Helper functions for token routing are typically placed in a shared utils module:

**File: ``src/lmms_engine/parallel/expert_parallel/utils.py``**

- ``_token_dispatch``: Distributes tokens to experts across ranks using all-to-all communication
- ``_token_combine``: Combines tokens back from all experts  
- ``_compute_permute_indices``: Computes token permutation indices for efficient routing

These functions handle the communication and coordination between expert parallel ranks.

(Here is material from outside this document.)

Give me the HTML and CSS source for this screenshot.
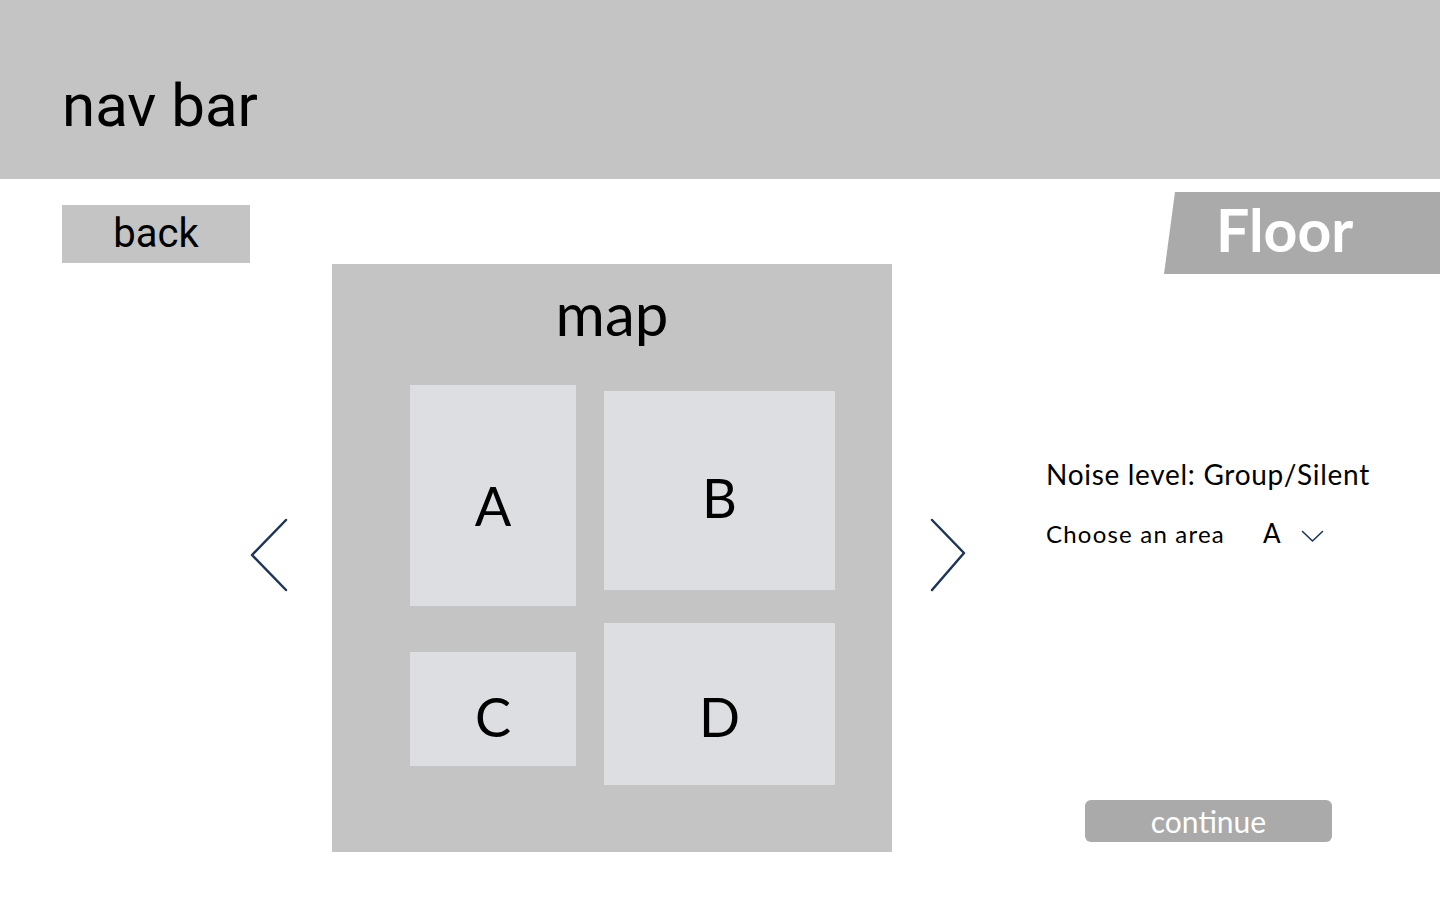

Configuration in Training Arguments
------------------------------------

To enable expert parallelism in your training config:

.. code-block:: yaml

   ep_degree: 8

Summary
-------

To add a custom parallel strategy:

1. ✅ Create a folder under ``src/lmms_engine/parallel/`` with your model name
2. ✅ Define a ``ParallelStyle`` subclass that implements ``_partition_fn``, ``_input_fn``, ``_output_fn``, and ``_apply``
3. ✅ Implement parallelization functions in ``parallelize.py``
4. ✅ Apply FSDP2 sharding using ``fully_shard`` with appropriate device meshes
5. ✅ Register your parallelization function in ``src/lmms_engine/parallel/parallelize.py``

Remember: Custom parallelization **only works with the FSDP2 trainer**. The parallelization is applied automatically when the training system detects your model type.

For questions about token routing, device meshes, or FSDP2 configuration, refer to the PyTorch Distributed documentation and the LMMs Engine API reference.